| WORK TO COMPLETE |
Gather from the material every line that contains the string "this".

| EXERCISE MATERIALS |
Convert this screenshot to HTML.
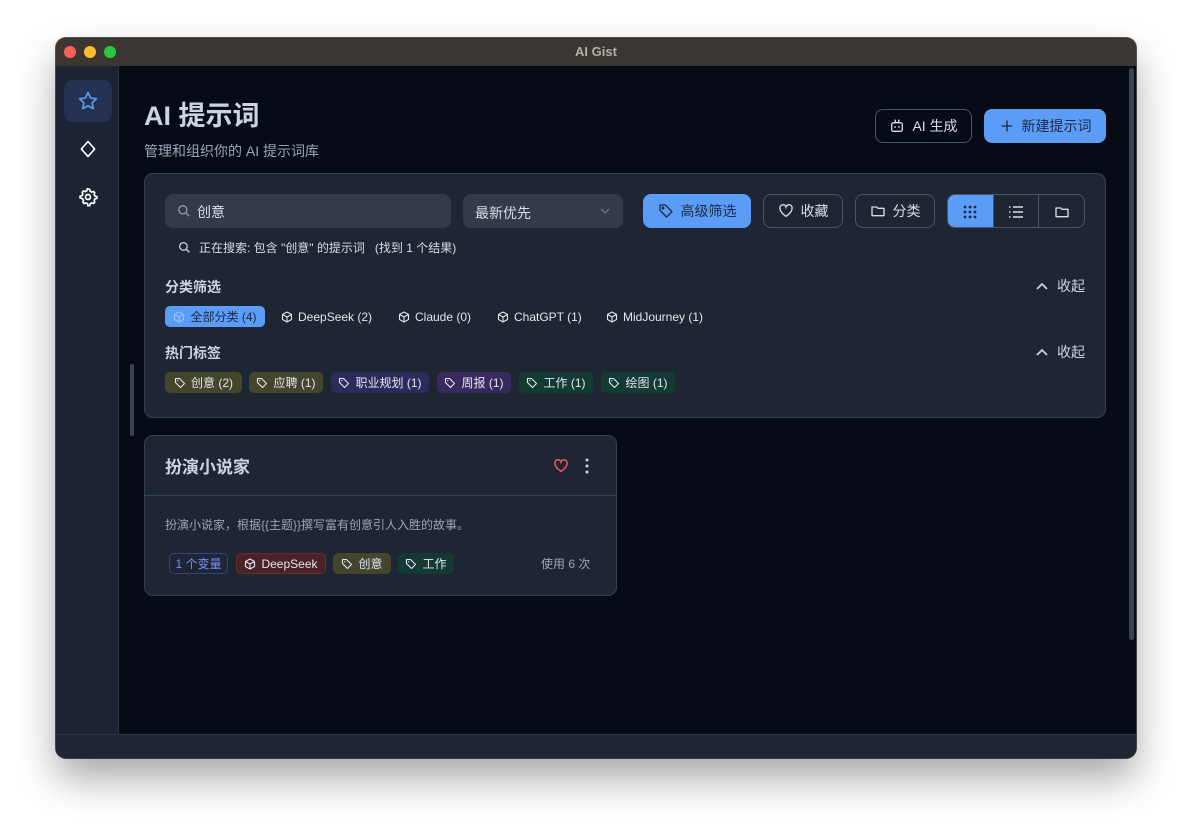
<!DOCTYPE html>
<html><head><meta charset="utf-8"><style>
*{box-sizing:border-box;margin:0;padding:0}
body{width:1192px;height:832px;background:#fff;font-family:"Liberation Sans","Noto Sans CJK SC",sans-serif;position:relative;overflow:hidden;color:#cbd5e1}
.a{position:absolute}
.win{left:56px;top:38px;width:1080px;height:720px;border-radius:10px;overflow:hidden;background:#070b16;box-shadow:0 20px 40px rgba(0,0,0,.35),0 0 0 1px #555}
.title{left:0;top:0;width:1080px;height:28px;background:#3b3632;text-align:center;font-size:13px;font-weight:bold;color:#b5aea8;line-height:28px}
.dot{top:8px;width:12px;height:12px;border-radius:50%}
.side{left:0;top:28px;width:63px;height:668px;background:#1c2433;border-right:1px solid #2a3342}
.bottom{left:0;top:696px;width:1080px;height:24px;background:#1e2533;border-top:1px solid #2b3444}
.panel{background:#1e2533;border:1px solid #334155;border-radius:9px}
.btn{border:1px solid #4b5567;border-radius:8px;display:flex;align-items:center;justify-content:center;gap:7px;font-size:14px;color:#d8dee8;height:34px}
.blue{background:#5b9cf6;border-color:#5b9cf6;color:#1e2a44}
.chip{display:inline-flex;align-items:center;justify-content:center;gap:5px;height:21px;border-radius:5px;font-size:12px;color:#e2e8f0;position:absolute;top:0;white-space:nowrap}
.nb{justify-content:flex-start}
svg{display:block}
</style></head><body>
<svg width="0" height="0" style="position:absolute">
 <defs>
  <symbol id="tag" viewBox="0 0 24 24"><path d="M3 3h8l10 10-8 8L3 11z" fill="none" stroke="currentColor" stroke-width="2.2" stroke-linejoin="round"/><circle cx="7.5" cy="7.5" r="1.3" fill="currentColor"/></symbol>
  <symbol id="cube" viewBox="0 0 24 24"><path d="M12 2l9 5v10l-9 5-9-5V7zM3 7l9 5 9-5M12 12v10" fill="none" stroke="currentColor" stroke-width="2.2" stroke-linejoin="round"/></symbol>
 </defs>
</svg>
<div class="a win">
 <div class="a title">AI Gist</div>
 <div class="a dot" style="left:8px;background:#fe5f57"></div>
 <div class="a dot" style="left:28px;background:#febc2e"></div>
 <div class="a dot" style="left:48px;background:#28c840"></div>
 <div class="a side">
  <div class="a" style="left:8px;top:14px;width:48px;height:42px;border-radius:9px;background:#243352"></div>
  <svg class="a" style="left:22px;top:25px" width="20" height="20" viewBox="0 0 24 24" fill="none" stroke="#5b9cf6" stroke-width="2" stroke-linejoin="round"><path d="M12 2l3.1 6.3 6.9 1-5 4.9 1.2 6.8L12 17.8 5.8 21l1.2-6.8-5-4.9 6.9-1z"/></svg>
  <svg class="a" style="left:22px;top:73px" width="20" height="20" viewBox="0 0 24 24" fill="none" stroke="#fff" stroke-width="2" stroke-linejoin="round"><path d="M12 3l8 9-8 9-8-9z"/></svg>
  <svg class="a" style="left:22px;top:121px" width="20" height="20" viewBox="0 0 24 24" fill="none" stroke="#fff" stroke-width="2"><circle cx="12" cy="12" r="3"/><path d="M12 2.5l2 .3.6 2.3 1.8 1 2.3-.7 1.4 1.5-.7 2.3 1 1.8 2.3.6v2l-2.3.6-1 1.8.7 2.3-1.4 1.5-2.3-.7-1.8 1-.6 2.3h-2l-.6-2.3-1.8-1-2.3.7-1.4-1.5.7-2.3-1-1.8L2.5 13v-2l2.3-.6 1-1.8-.7-2.3 1.4-1.5 2.3.7 1.8-1 .6-2.3z"/></svg>
 </div>
 <div class="a" style="left:74px;top:326px;width:4px;height:72px;border-radius:2px;background:#3a4150"></div>
 <div class="a" style="left:1073px;top:30px;width:5px;height:572px;border-radius:3px;background:#3a4150"></div>

 <div class="a" style="left:88px;top:56px;font-size:27px;font-weight:bold;color:#cbd5e1">AI 提示词</div>
 <div class="a" style="left:88px;top:103px;font-size:14px;color:#9aa5b6">管理和组织你的 AI 提示词库</div>
 <div class="a btn" style="left:819px;top:71px;width:97px"><svg width="16" height="16" viewBox="0 0 24 24" fill="none" stroke="#d8dee8" stroke-width="2" stroke-linecap="round"><rect x="4" y="7" width="16" height="13" rx="3"/><path d="M9 3l1 4M15 3l-1 4M9 13v1M15 13v1"/></svg>AI 生成</div>
 <div class="a btn blue" style="left:928px;top:71px;width:122px"><svg width="16" height="16" viewBox="0 0 24 24" fill="none" stroke="#1e2a44" stroke-width="2"><path d="M12 4v16M4 12h16"/></svg>新建提示词</div>

 <div class="a panel" style="left:88px;top:135px;width:962px;height:245px">
  <div class="a" style="left:20px;top:20px;width:286px;height:34px;border-radius:8px;background:#333b4a"></div>
  <svg class="a" style="left:32px;top:30px" width="14" height="14" viewBox="0 0 24 24" fill="none" stroke="#9aa5b6" stroke-width="2"><circle cx="10" cy="10" r="7"/><path d="M15 15l6 6"/></svg>
  <div class="a" style="left:52px;top:28px;font-size:14px;color:#d8dee8">创意</div>
  <div class="a" style="left:318px;top:20px;width:160px;height:34px;border-radius:8px;background:#333b4a"></div>
  <div class="a" style="left:330px;top:29px;font-size:14px;color:#d8dee8">最新优先</div>
  <svg class="a" style="left:455px;top:33px" width="10" height="8" viewBox="0 0 10 8" fill="none" stroke="#6b7588" stroke-width="1.3"><path d="M1 2l4 4 4-4"/></svg>
  <svg class="a" style="left:33px;top:67px" width="13" height="13" viewBox="0 0 24 24" fill="none" stroke="#cbd5e1" stroke-width="2.4"><circle cx="10" cy="10" r="7"/><path d="M15 15l6 6"/></svg>
  <div class="a" style="left:54px;top:65px;font-size:12px;color:#d8dee8;white-space:pre">正在搜索: 包含 "创意" 的提示词   (找到 1 个结果)</div>
  <div class="a btn blue" style="left:498px;top:20px;width:108px"><svg width="16" height="16" viewBox="0 0 24 24" fill="none" stroke="#1e2a44" stroke-width="2" stroke-linejoin="round"><path d="M3 3h8l10 10-8 8L3 11z"/><circle cx="7.5" cy="7.5" r="1.2"/></svg>高级筛选</div>
  <div class="a btn" style="left:618px;top:20px;width:80px"><svg width="16" height="16" viewBox="0 0 24 24" fill="none" stroke="#d8dee8" stroke-width="2"><path d="M12 20S3 14.5 3 8.5A4.5 4.5 0 0112 6a4.5 4.5 0 019 2.5C21 14.5 12 20 12 20z"/></svg>收藏</div>
  <div class="a btn" style="left:710px;top:20px;width:80px"><svg width="16" height="16" viewBox="0 0 24 24" fill="none" stroke="#d8dee8" stroke-width="2" stroke-linejoin="round"><path d="M3 6h7l2 2h9v11H3z"/></svg>分类</div>
  <div class="a" style="left:802px;top:20px;width:138px;height:34px;border:1px solid #4b5567;border-radius:8px;overflow:hidden">
   <div class="a" style="left:0;top:0;width:46px;height:34px;background:#5b9cf6"></div>
   <div class="a" style="left:45px;top:0;width:1px;height:34px;background:#4b5567"></div>
   <div class="a" style="left:90px;top:0;width:1px;height:34px;background:#4b5567"></div>
   <svg class="a" style="left:15px;top:10px" width="14" height="14" viewBox="0 0 14 14" fill="#1e2a44"><circle cx="2" cy="2" r="1.4"/><circle cx="7" cy="2" r="1.4"/><circle cx="12" cy="2" r="1.4"/><circle cx="2" cy="7" r="1.4"/><circle cx="7" cy="7" r="1.4"/><circle cx="12" cy="7" r="1.4"/><circle cx="2" cy="12" r="1.4"/><circle cx="7" cy="12" r="1.4"/><circle cx="12" cy="12" r="1.4"/></svg>
   <svg class="a" style="left:61px;top:10px" width="14" height="14" viewBox="0 0 14 14" stroke="#d8dee8" stroke-width="1.4"><path d="M4 2h10M4 7h10M4 12h10M0 2h1.5M0 7h1.5M0 12h1.5"/></svg>
   <svg class="a" style="left:106px;top:9px" width="16" height="16" viewBox="0 0 24 24" fill="none" stroke="#d8dee8" stroke-width="2" stroke-linejoin="round"><path d="M3 6h7l2 2h9v11H3z"/></svg>
  </div>

  <div class="a" style="left:20px;top:103px;font-size:14px;font-weight:bold;color:#cbd5e1">分类筛选</div>
  <svg class="a" style="left:891px;top:108px" width="12" height="8" viewBox="0 0 12 8" fill="none" stroke="#cbd5e1" stroke-width="1.8"><path d="M1 7l5-5 5 5"/></svg>
  <div class="a" style="left:912px;top:102px;font-size:14px;color:#cbd5e1">收起</div>
  <div class="a" style="left:20px;top:132px;width:900px;height:22px">
   <span class="chip" style="left:0;width:100px;background:#5b9cf6;color:#1e2a44"><svg width="12" height="12" style="color:#93c5fd"><use href="#cube"/></svg>全部分类 (4)</span>
   <span class="chip nb" style="left:116px"><svg width="12" height="12"><use href="#cube"/></svg>DeepSeek (2)</span>
   <span class="chip nb" style="left:233px"><svg width="12" height="12"><use href="#cube"/></svg>Claude (0)</span>
   <span class="chip nb" style="left:332px"><svg width="12" height="12"><use href="#cube"/></svg>ChatGPT (1)</span>
   <span class="chip nb" style="left:441px"><svg width="12" height="12"><use href="#cube"/></svg>MidJourney (1)</span>
  </div>
  <div class="a" style="left:20px;top:169px;font-size:14px;font-weight:bold;color:#cbd5e1">热门标签</div>
  <svg class="a" style="left:891px;top:174px" width="12" height="8" viewBox="0 0 12 8" fill="none" stroke="#cbd5e1" stroke-width="1.8"><path d="M1 7l5-5 5 5"/></svg>
  <div class="a" style="left:912px;top:168px;font-size:14px;color:#cbd5e1">收起</div>
  <div class="a" style="left:20px;top:198px;width:900px;height:22px">
   <span class="chip" style="left:0;width:77px;background:#45442c"><svg width="12" height="12"><use href="#tag"/></svg>创意 (2)</span>
   <span class="chip" style="left:84px;width:74px;background:#45442c"><svg width="12" height="12"><use href="#tag"/></svg>应聘 (1)</span>
   <span class="chip" style="left:166px;width:98px;background:#2e2b5c"><svg width="12" height="12"><use href="#tag"/></svg>职业规划 (1)</span>
   <span class="chip" style="left:272px;width:74px;background:#382a5c"><svg width="12" height="12"><use href="#tag"/></svg>周报 (1)</span>
   <span class="chip" style="left:354px;width:74px;background:#143a34"><svg width="12" height="12"><use href="#tag"/></svg>工作 (1)</span>
   <span class="chip" style="left:436px;width:74px;background:#143a34"><svg width="12" height="12"><use href="#tag"/></svg>绘图 (1)</span>
  </div>
 </div>

 <div class="a panel" style="left:88px;top:397px;width:473px;height:161px">
  <div class="a" style="left:20px;top:17px;font-size:17px;font-weight:bold;color:#cbd5e1">扮演小说家</div>
  <svg class="a" style="left:408px;top:22px" width="16" height="16" viewBox="0 0 24 24" fill="none" stroke="#f05a5a" stroke-width="2.2"><path d="M12 20S3 14.5 3 8.5A4.5 4.5 0 0112 6a4.5 4.5 0 019 2.5C21 14.5 12 20 12 20z"/></svg>
  <svg class="a" style="left:440px;top:22px" width="4" height="16" viewBox="0 0 4 16" fill="#cbd5e1"><circle cx="2" cy="2" r="1.5"/><circle cx="2" cy="8" r="1.5"/><circle cx="2" cy="14" r="1.5"/></svg>
  <div class="a" style="left:0;top:59px;width:471px;height:1px;background:#334155"></div>
  <div class="a" style="left:20px;top:80px;font-size:12px;color:#9aa5b6">扮演小说家，根据{{主题}}撰写富有创意引人入胜的故事。</div>
  <div class="a" style="left:24px;top:117px;width:400px;height:22px">
   <span class="chip" style="left:0;width:59px;border:1px solid #3b3f8a;color:#818cf8">1 个变量</span>
   <span class="chip" style="left:67px;width:90px;background:#4a2228;border:1px solid #6b2a30"><svg width="12" height="12"><use href="#cube"/></svg>DeepSeek</span>
   <span class="chip" style="left:164px;width:58px;background:#45442c"><svg width="12" height="12"><use href="#tag"/></svg>创意</span>
   <span class="chip" style="left:229px;width:56px;background:#143a34"><svg width="12" height="12"><use href="#tag"/></svg>工作</span>
  </div>
  <div class="a" style="left:396px;top:119px;font-size:12px;color:#9aa5b6">使用 6 次</div>
 </div>
 <div class="a bottom"></div>
</div>
</body></html>
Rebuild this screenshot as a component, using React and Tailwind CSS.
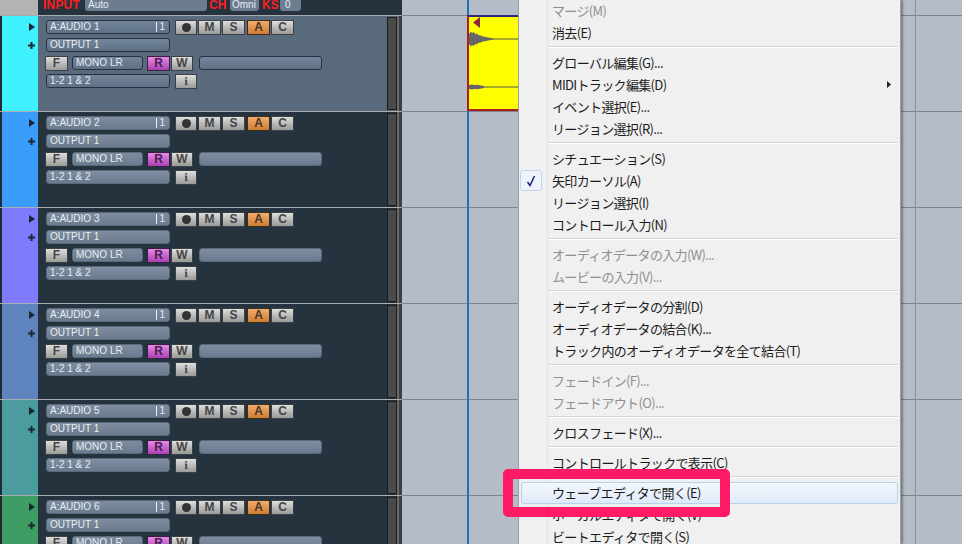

| PROBLEM SOLUTION |
Convert this screenshot to HTML.
Rebuild this screenshot as a component, using React and Tailwind CSS.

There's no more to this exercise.